Posted by: Matt | 2006.05.16 at 07:32
Hi: Grew up in Malaysia and still very much a Malaysian at heart. The thing I missed the most was the food! Great blog!
Ben
Posted by: Ben | 2006.05.16 at 13:04
I adore the Malaysian posts as I loved the foodfirst posts on Thailand (specially that post on Pai!) and Szechuan etc in the old days on the Chowhound International Board. But I can't wait to see what Robyn/Dave will come up with once they start dipping their toes into Indonesia and the Philippines!
RST
Fanclub member #1 ;0)
[email protected]
Posted by: RST | 2006.05.16 at 22:27
Matt - a bit hard to advise w/out seeing the recipe you're using, but my (limited) experience cooking Malaysian curries suggests that you're not using 'chili boh' (ground chilies) ... or enough of it. Here in Malaysia you can find plastic containers of chili boh in the grocery store, but the do-it-yourself kind is infinitely superior in taste. It's very simple ... dried red chilies (preferably the Malaysian kind; they are skinny like Thai red chilies, up to about 5 inches long, and dried but not completely 'dry' .... they bend without breaking and they don't crackle), take a big handful and cover them with hot water, let sit for 30 minutes or so to soften. Drain (save some of the water) and mortar and pestle them to a coarse paste .... or, if you're a bit lazy (like me) whack 'em in a blender and add chili water bit by bit, just enough to enable them to grind. Add enough chili boh to your kari kambing and I guarantee it will be plenty red and super spicy!
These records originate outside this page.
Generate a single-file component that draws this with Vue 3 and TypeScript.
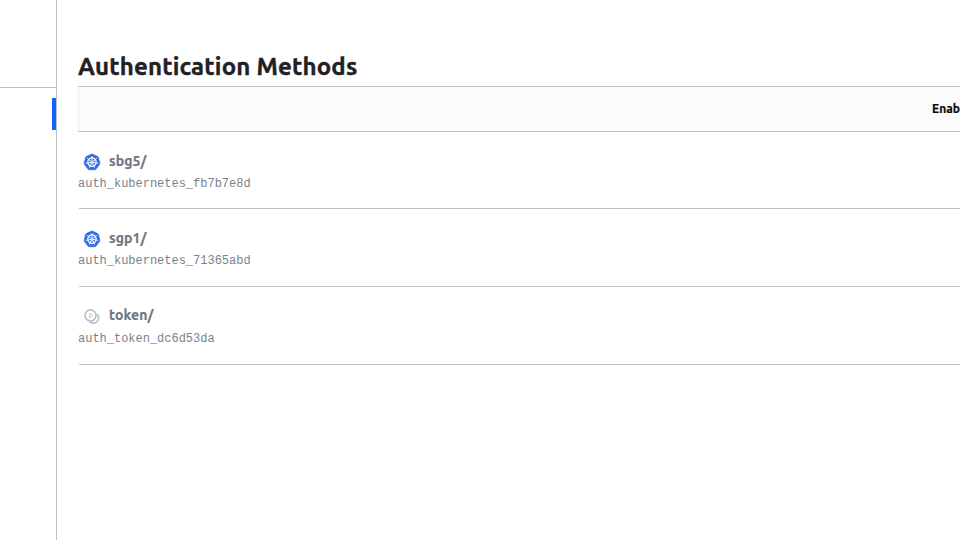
<script setup lang="ts">
interface AuthMethod {
  path: string
  accessor: string
  kind: 'kubernetes' | 'token'
}

const methods: AuthMethod[] = [
  { path: 'sbg5/', accessor: 'auth_kubernetes_fb7b7e8d', kind: 'kubernetes' },
  { path: 'sgp1/', accessor: 'auth_kubernetes_71365abd', kind: 'kubernetes' },
  { path: 'token/', accessor: 'auth_token_dc6d53da', kind: 'token' },
]

const spokes: number[] = [0, 1, 2, 3, 4, 5, 6].map((i) => (i * 360) / 7)
</script>

<template>
  <div class="page">
    <aside class="sidebar">
      <div class="sidebar-head"></div>
      <div class="active-marker"></div>
    </aside>
    <main class="content">
      <h1 class="title">Authentication Methods</h1>
      <div class="toolbar">
        <span class="enable">Enab</span>
      </div>
      <section class="list">
        <article v-for="method in methods" :key="method.accessor" class="row">
          <div class="heading">
            <svg v-if="method.kind === 'kubernetes'" class="icon" viewBox="0 0 18 18">
              <g transform="translate(0 .4)">
                <path
                  d="M8.4.8 Q9 .5 9.6.8 L14.7 3.2 Q15.3 3.5 15.4 4.1 L16.8 9.8 Q16.9 10.5 16.5 11 L13 15.7 Q12.6 16.3 11.9 16.3 H6.1 Q5.4 16.3 5 15.7 L1.5 11 Q1.1 10.5 1.2 9.8 L2.6 4.1 Q2.7 3.5 3.3 3.2Z"
                  fill="#326ce5"
                  stroke="#326ce5"
                  stroke-width=".8"
                />
                <g fill="none" stroke="#fff">
                  <circle cx="9" cy="8.7" r="4.2" stroke-width="1.2" />
                  <path
                    v-for="angle in spokes"
                    :key="angle"
                    d="M9 7.7V2.7"
                    stroke-width=".9"
                    :transform="`rotate(${angle} 9 8.7)`"
                  />
                </g>
                <circle cx="9" cy="8.7" r="1" fill="#fff" />
              </g>
            </svg>
            <svg v-else class="icon" viewBox="0 0 18 18" fill="none" stroke="#bac1cc">
              <circle cx="7.5" cy="8.4" r="5.5" stroke-width="1.7" />
              <path d="M6.4 6.8h1.1a1.6 1.6 0 0 1 0 3.2h-1.1z" stroke-width=".9" />
              <path d="M14.2 7.3A5.2 5.2 0 1 1 6.6 14.4" stroke-width="1.7" />
            </svg>
            <span class="path">{{ method.path }}</span>
          </div>
          <code class="accessor">{{ method.accessor }}</code>
        </article>
      </section>
    </main>
  </div>
</template>

<style>
body {
  margin: 0;
  background: #fff;
}
</style>

<style scoped>
.page {
  display: flex;
  width: 100%;
  height: 540px;
  overflow: hidden;
  font-family: Ubuntu, 'Noto Sans', sans-serif;
}
.sidebar {
  box-sizing: border-box;
  flex: 0 0 57px;
  display: flex;
  flex-direction: column;
  border-right: 1px solid #bac1cc;
}
.sidebar-head {
  height: 87px;
  border-bottom: 1px solid #bac1cc;
}
.active-marker {
  align-self: flex-end;
  width: 4px;
  height: 32px;
  margin-top: 10px;
  background: #1563ff;
}
.content {
  flex: 1;
  min-width: 0;
  padding: 51px 0 0 21px;
}
.title {
  height: 35px;
  margin: 0;
  color: #1f2124;
  font-size: 24px;
  font-weight: 700;
  line-height: 31px;
  letter-spacing: 0.18px;
  -webkit-text-stroke: 0.4px #1f2124;
  white-space: nowrap;
}
.toolbar {
  box-sizing: border-box;
  display: flex;
  align-items: center;
  height: 46px;
  padding-left: 853px;
  border: 1px solid #bac1cc;
  border-left-color: #ebeef2;
  border-right: 0;
  background: #fbfbfb;
  overflow: hidden;
}
.enable {
  flex: none;
  color: #0a0a0a;
  font-size: 12px;
  font-weight: 700;
  line-height: 18px;
  -webkit-text-stroke: 0.2px #0a0a0a;
  white-space: nowrap;
}
.list {
  padding-left: 1px;
}
.row {
  box-sizing: border-box;
  height: 78px;
  padding-top: 18px;
  border-bottom: 1px solid #bac1cc;
}
.row:first-child {
  height: 77px;
}
.row:last-child {
  padding-top: 17px;
}
.heading {
  display: flex;
  align-items: center;
  height: 22px;
  padding-left: 4px;
}
.icon {
  flex: none;
  width: 18px;
  height: 18px;
  margin-top: 2px;
}
.path {
  margin-left: 8px;
  color: #6f7682;
  font-size: 14px;
  font-weight: 700;
  line-height: 22px;
  letter-spacing: 0.12px;
  -webkit-text-stroke: 0.2px #6f7682;
}
.accessor {
  display: block;
  margin: 1px 0 0 -1px;
  color: #7b818c;
  font-family: 'Liberation Mono', monospace;
  font-size: 12px;
  line-height: 22px;
  letter-spacing: -0.01px;
}
.row:last-child .accessor {
  margin-top: 2px;
}
</style>
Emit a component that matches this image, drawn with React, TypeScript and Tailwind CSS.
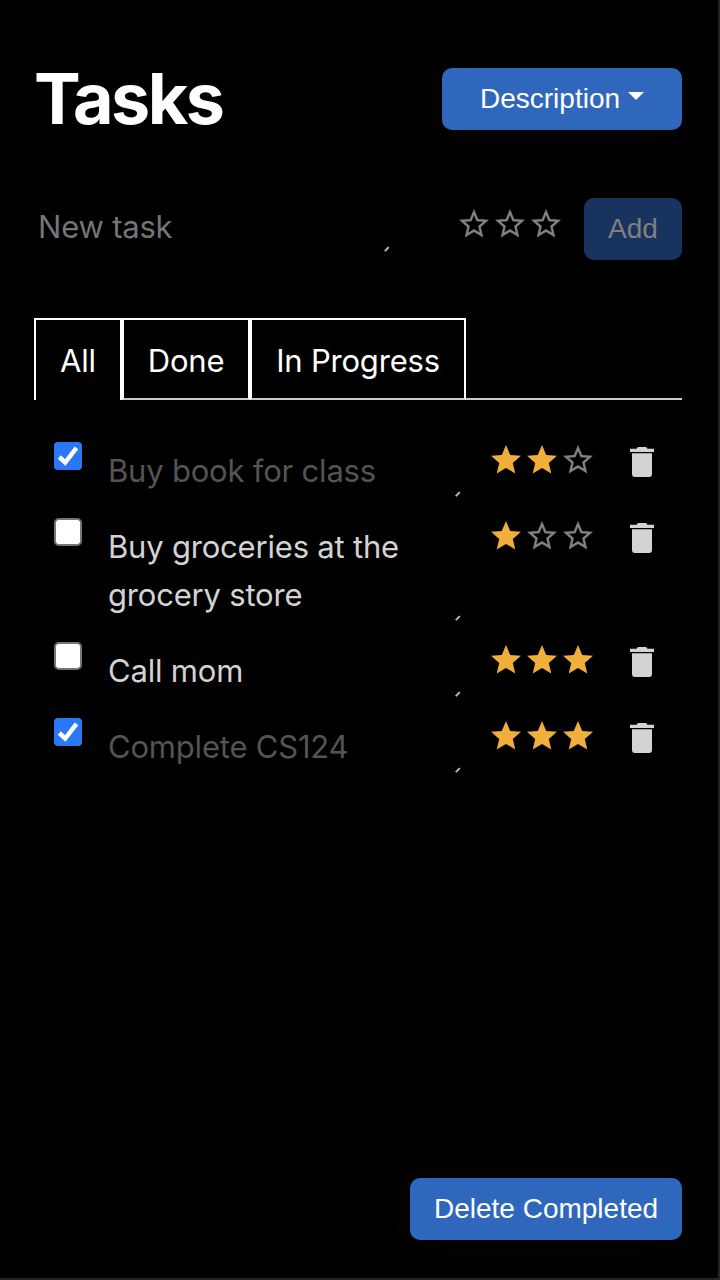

Posted by: Robyn | 2006.05.22 at 08:51
RST - ;-) Sumatra just around the corner!
Posted by: Robyn | 2006.05.22 at 08:52
Robyn,
Thanks for your advice. I definitely haven't been doing what you suggest but I will next time.
Red and super spicy is the way I like it 80)
Posted by: Matt | 2006.05.22 at 21:44
Echo Robin, I do agree you pack a lot of info into each post, it's virtually professional writing. Seriously, you are doing Malaysian food a real service!